Gay Americans are a biennial fear since Pat Buchanan's culture war speech in 1992 but they're fast losing issue traction as people realize gay couples keep their yards tidier than most of the schlubs around them and even Ann Coulter will talk to them- for pay (see, e.g., Woody Allen's story, "The Whore of Mensa").

Now, some suggest, the new Other will be the swarthy Moor- the hordes of Islam. The numberless, unemployed, young men of the Middle East who would calm down considerably if relations with the opposite sex weren't so restrictive and you could get a drink once in a while. Nothing for a raging libido like a good demonstration with lots of chanting and burning and big crowds and the approbation of the government.

And, like Communism in its heyday, Islam is a hidden war one can characterize as one likes, with the added advantage of making it a zero-sum conflict. One side must win, the other must lose.

It can go on forever. Like Communists and homosexuals, Islamists lurk in our midst. Normal Americans are being turned into domestic terrorists.

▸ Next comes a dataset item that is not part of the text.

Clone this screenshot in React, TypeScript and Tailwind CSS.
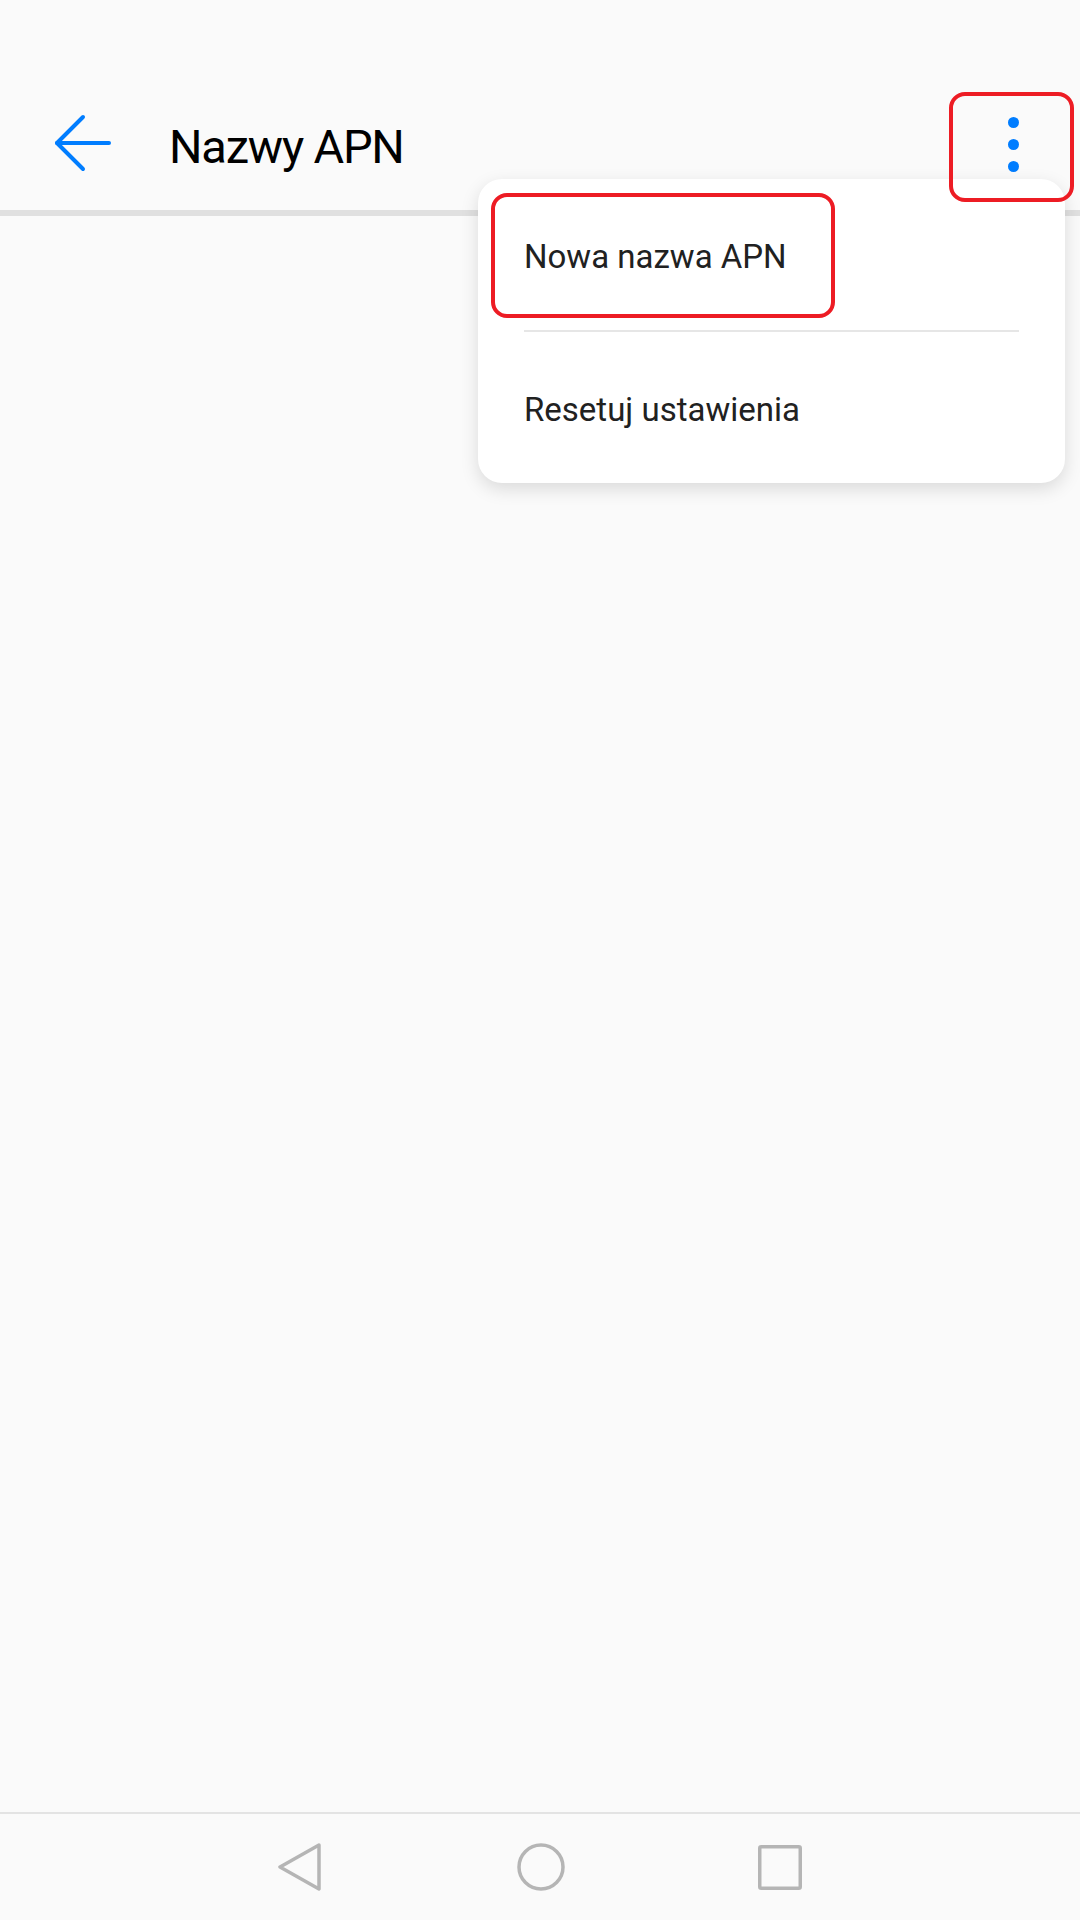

The government defines the terms of the war on terror but you can't check to see how it's going because it's all secret.

And, underneath it all, fear that demographics are going to leave white people- especially in the South- subject to some of the treatment they so cavalierly dished out for so long.

Christopher Hitchens sums it up:
At the last "Tea Party" rally I attended, earlier this year at the Washington Monument, some in the crowd made at least an attempt to look fierce and minatory. I stood behind signs that read: "We left our guns at home—this time" and "We invoke the First Amendment today—the Second Amendment tomorrow." But Beck's event was tepid by comparison: a call to sink to the knees rather than rise from them. It was clever of him not to overbill it as a "Million"-type march (though Rep. Michele Bachmann was tempted toclaim that magic figure). The numbers were impressive enough on their own, but the overall effect was large, vague, moist, and undirected: the Waterworld of white self-pity.